[Code that builds pages]
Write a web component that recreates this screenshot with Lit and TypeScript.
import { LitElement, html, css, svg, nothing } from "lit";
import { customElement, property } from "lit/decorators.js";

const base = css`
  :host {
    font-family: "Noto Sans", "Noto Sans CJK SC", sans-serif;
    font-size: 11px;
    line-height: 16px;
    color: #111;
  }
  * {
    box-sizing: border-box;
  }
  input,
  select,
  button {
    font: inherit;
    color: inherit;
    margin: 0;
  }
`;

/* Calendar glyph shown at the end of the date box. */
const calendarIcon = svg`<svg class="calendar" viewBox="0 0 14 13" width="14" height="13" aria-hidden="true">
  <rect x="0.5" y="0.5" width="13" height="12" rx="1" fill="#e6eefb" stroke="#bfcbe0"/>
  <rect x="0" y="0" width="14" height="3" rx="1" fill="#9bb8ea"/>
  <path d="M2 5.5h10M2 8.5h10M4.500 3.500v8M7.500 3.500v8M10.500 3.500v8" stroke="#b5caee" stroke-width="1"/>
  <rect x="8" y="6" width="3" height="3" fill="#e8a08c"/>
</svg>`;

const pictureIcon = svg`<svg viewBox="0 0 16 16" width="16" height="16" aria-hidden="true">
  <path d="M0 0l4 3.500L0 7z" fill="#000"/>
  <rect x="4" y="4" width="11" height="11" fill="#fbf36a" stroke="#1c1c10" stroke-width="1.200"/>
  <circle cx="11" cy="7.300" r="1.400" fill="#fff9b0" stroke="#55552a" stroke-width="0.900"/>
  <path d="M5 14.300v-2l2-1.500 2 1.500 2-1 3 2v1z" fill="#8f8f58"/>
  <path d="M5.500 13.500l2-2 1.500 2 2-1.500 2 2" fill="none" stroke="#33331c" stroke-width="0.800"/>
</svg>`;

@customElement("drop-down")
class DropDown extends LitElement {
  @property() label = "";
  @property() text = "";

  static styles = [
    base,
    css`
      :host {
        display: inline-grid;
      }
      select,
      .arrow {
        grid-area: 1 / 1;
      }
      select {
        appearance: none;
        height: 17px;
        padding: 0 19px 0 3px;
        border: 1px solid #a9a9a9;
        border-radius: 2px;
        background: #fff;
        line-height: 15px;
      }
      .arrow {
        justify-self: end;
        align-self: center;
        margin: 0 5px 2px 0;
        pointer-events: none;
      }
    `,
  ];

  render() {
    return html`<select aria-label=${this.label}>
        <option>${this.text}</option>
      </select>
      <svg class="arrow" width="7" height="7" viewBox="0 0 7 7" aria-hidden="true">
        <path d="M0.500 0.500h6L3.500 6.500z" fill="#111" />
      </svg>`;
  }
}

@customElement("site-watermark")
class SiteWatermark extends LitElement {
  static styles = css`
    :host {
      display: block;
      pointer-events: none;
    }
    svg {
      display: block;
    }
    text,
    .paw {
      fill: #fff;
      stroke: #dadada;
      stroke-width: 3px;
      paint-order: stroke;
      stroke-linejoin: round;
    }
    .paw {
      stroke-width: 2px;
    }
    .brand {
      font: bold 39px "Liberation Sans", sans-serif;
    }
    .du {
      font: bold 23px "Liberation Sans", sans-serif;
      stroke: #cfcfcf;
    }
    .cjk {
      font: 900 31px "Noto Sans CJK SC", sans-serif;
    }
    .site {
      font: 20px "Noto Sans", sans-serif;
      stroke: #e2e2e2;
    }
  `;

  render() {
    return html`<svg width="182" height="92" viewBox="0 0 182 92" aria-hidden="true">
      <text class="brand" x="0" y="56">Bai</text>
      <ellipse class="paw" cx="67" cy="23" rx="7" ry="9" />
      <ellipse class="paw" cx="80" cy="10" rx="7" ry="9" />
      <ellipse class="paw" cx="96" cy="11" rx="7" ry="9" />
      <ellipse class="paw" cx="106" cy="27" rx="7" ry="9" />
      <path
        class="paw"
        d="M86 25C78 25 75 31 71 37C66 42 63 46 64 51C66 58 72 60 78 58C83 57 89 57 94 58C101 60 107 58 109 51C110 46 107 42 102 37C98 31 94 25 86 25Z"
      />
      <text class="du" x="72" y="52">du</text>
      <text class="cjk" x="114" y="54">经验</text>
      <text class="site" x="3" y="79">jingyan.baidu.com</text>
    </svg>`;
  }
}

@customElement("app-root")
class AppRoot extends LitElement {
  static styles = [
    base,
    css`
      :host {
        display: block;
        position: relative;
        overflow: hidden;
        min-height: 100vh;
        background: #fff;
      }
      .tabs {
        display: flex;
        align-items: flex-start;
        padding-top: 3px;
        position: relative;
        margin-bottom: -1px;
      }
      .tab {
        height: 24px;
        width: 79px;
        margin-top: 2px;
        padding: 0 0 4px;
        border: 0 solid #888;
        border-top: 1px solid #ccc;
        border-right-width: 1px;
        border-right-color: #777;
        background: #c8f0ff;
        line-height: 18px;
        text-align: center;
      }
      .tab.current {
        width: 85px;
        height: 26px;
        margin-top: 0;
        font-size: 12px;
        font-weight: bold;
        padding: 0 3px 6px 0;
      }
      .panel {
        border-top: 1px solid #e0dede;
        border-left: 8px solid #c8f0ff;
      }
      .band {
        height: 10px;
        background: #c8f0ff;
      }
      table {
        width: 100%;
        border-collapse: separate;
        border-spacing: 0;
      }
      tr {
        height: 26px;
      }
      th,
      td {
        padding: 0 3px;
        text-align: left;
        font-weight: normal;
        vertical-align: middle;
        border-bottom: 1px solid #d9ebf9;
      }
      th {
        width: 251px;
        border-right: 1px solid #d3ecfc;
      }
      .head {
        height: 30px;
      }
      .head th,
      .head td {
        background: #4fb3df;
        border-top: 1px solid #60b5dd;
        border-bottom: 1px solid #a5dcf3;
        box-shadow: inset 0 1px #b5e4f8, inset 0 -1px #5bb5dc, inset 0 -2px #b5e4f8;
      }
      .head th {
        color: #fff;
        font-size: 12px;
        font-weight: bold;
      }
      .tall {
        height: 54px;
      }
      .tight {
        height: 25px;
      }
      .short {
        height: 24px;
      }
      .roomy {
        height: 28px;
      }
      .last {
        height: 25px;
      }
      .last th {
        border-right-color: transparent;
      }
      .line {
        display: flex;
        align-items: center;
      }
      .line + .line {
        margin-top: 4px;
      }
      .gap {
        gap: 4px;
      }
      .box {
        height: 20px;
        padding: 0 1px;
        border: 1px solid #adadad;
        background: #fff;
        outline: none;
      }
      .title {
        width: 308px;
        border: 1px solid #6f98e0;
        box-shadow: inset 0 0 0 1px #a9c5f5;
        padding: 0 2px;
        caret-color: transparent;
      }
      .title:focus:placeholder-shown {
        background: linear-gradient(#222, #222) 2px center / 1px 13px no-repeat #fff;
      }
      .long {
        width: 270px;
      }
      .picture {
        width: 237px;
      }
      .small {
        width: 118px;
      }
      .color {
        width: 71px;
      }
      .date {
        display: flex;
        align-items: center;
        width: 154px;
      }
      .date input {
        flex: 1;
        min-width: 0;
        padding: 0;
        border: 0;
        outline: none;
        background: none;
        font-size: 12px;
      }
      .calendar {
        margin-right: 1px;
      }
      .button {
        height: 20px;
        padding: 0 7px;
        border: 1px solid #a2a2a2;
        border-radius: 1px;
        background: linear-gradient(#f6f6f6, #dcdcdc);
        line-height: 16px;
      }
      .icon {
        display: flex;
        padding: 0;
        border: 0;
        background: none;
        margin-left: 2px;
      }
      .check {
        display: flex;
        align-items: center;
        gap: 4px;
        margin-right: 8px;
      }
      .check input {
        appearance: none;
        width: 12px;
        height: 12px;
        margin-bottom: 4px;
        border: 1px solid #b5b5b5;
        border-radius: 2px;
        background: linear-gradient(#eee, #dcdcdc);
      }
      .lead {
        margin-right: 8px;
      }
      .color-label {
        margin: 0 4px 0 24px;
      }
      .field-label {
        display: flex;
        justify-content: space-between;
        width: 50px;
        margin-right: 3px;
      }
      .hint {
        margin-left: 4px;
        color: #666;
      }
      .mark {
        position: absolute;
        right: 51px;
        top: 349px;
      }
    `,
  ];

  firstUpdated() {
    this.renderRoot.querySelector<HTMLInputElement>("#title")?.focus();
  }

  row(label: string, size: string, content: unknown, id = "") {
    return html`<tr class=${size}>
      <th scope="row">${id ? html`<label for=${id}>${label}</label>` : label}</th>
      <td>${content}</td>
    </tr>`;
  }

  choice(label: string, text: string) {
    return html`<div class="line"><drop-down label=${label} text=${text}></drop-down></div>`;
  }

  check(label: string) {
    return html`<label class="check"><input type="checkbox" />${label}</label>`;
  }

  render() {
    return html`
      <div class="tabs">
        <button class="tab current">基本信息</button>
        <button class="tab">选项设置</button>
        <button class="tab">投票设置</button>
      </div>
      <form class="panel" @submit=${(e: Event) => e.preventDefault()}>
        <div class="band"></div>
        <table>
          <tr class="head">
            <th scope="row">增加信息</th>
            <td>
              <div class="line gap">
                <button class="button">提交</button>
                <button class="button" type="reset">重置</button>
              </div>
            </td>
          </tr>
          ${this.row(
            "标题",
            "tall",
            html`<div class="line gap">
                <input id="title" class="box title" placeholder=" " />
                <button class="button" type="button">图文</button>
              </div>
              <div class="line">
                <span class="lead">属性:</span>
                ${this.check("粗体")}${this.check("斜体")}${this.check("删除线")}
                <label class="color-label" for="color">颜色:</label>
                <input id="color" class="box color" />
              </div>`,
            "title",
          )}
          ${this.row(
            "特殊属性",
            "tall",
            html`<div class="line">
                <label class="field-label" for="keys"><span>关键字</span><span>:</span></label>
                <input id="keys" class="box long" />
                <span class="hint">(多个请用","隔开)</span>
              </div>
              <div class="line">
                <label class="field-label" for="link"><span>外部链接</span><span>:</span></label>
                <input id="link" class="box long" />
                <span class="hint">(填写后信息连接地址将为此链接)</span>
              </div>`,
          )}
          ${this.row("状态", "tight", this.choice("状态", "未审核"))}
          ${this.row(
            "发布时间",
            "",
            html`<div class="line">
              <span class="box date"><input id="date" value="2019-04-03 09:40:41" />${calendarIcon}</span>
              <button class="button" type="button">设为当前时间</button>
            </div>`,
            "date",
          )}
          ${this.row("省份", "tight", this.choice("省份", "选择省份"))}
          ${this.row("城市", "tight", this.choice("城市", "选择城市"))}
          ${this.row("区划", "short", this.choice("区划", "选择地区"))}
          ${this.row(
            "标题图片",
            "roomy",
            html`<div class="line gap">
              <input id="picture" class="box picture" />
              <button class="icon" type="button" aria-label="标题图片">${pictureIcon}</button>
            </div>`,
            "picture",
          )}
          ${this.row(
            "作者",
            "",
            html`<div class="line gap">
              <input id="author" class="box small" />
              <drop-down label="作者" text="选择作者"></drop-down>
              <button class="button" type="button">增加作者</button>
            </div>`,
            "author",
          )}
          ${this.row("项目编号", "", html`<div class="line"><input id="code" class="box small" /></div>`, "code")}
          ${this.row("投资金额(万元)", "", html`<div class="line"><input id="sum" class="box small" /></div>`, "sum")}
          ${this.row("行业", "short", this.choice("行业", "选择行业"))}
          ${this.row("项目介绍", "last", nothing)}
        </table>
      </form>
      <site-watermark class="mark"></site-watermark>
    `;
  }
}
---
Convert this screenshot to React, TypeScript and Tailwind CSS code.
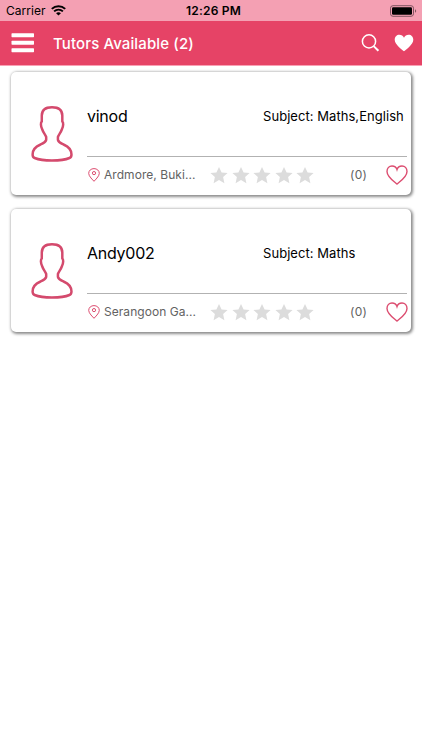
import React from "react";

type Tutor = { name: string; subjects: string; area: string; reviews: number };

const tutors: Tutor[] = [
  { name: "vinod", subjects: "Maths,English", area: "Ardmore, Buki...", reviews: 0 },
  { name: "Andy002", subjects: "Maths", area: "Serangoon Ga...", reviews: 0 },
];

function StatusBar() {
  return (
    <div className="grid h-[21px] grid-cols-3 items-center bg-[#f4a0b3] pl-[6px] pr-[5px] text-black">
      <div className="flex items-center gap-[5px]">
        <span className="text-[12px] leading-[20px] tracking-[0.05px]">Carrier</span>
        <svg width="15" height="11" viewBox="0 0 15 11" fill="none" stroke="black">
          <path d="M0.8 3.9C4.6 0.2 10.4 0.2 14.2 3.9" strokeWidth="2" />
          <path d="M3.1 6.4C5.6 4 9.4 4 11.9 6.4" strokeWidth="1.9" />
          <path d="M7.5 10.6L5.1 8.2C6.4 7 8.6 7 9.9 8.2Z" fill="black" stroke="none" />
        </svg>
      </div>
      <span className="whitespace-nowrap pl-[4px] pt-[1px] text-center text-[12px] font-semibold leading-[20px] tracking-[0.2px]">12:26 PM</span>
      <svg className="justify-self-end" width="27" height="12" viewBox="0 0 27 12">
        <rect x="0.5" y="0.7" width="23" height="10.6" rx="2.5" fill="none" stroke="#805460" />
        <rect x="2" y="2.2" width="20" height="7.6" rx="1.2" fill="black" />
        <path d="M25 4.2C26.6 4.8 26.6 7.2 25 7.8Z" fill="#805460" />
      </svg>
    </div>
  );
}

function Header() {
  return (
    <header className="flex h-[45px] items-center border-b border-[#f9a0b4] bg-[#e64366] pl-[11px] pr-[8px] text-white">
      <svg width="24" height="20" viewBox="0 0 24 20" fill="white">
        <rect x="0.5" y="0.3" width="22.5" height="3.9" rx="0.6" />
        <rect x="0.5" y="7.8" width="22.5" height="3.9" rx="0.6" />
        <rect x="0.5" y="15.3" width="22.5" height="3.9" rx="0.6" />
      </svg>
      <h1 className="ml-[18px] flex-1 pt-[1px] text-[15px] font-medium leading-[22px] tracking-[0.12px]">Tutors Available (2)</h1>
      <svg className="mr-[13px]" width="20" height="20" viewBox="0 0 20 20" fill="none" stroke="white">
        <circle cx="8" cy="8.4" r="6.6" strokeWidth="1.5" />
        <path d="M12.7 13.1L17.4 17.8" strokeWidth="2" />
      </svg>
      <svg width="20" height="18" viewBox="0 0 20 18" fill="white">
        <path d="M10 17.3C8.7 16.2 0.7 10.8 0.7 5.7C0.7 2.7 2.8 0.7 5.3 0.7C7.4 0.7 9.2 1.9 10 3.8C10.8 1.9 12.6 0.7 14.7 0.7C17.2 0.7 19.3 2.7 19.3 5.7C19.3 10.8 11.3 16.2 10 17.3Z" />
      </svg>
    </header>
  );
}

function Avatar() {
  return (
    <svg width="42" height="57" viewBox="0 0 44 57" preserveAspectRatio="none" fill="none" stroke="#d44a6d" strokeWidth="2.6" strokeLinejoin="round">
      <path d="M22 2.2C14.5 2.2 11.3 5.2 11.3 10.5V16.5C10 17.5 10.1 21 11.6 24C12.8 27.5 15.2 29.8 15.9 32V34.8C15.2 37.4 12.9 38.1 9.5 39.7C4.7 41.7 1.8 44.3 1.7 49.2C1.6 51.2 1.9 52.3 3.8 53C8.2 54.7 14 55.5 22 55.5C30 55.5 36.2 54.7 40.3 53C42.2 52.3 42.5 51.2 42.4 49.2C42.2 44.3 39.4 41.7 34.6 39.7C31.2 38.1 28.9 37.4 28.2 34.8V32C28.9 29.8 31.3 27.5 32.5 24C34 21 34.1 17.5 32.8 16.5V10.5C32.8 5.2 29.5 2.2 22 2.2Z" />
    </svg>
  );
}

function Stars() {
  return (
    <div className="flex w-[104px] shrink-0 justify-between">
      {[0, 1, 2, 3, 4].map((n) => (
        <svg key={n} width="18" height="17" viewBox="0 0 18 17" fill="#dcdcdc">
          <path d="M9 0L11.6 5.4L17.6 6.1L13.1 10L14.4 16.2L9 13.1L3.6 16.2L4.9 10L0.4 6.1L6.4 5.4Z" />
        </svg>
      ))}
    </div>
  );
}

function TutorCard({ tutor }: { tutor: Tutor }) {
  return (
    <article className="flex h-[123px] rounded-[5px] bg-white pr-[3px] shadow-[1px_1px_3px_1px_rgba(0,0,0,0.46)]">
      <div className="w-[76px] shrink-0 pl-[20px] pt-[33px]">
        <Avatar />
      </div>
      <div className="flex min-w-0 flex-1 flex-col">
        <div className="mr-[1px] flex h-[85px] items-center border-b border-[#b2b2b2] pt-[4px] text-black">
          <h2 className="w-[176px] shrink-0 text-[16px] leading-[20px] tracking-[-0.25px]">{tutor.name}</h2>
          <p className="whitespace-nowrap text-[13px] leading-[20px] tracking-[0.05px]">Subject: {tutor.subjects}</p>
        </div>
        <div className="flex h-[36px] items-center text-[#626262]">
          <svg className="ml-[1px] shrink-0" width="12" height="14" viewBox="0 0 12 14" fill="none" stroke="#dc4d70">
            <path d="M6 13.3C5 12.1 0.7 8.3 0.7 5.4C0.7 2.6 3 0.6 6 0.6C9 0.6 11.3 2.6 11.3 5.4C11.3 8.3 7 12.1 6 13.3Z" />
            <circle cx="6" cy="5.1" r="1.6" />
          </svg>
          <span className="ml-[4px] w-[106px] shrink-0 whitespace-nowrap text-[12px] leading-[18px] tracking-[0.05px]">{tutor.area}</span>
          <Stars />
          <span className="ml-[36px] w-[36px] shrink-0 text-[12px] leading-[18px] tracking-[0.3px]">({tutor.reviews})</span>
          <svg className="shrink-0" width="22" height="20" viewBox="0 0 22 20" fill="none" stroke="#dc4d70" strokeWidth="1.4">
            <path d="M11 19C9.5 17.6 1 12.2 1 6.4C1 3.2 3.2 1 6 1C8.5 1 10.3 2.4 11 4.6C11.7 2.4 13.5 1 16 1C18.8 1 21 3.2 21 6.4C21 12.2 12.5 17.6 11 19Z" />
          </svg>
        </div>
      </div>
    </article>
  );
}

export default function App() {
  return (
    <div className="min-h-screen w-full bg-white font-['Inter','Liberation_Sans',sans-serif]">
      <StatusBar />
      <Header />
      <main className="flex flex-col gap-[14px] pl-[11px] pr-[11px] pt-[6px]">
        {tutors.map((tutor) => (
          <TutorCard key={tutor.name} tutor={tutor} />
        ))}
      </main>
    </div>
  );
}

**Exercise**
Scan the records above for the string "screenshot", then report every line that contains it.

**Right answer**
Write a web component that recreates this screenshot with Lit and TypeScript.
Convert this screenshot to React, TypeScript and Tailwind CSS code.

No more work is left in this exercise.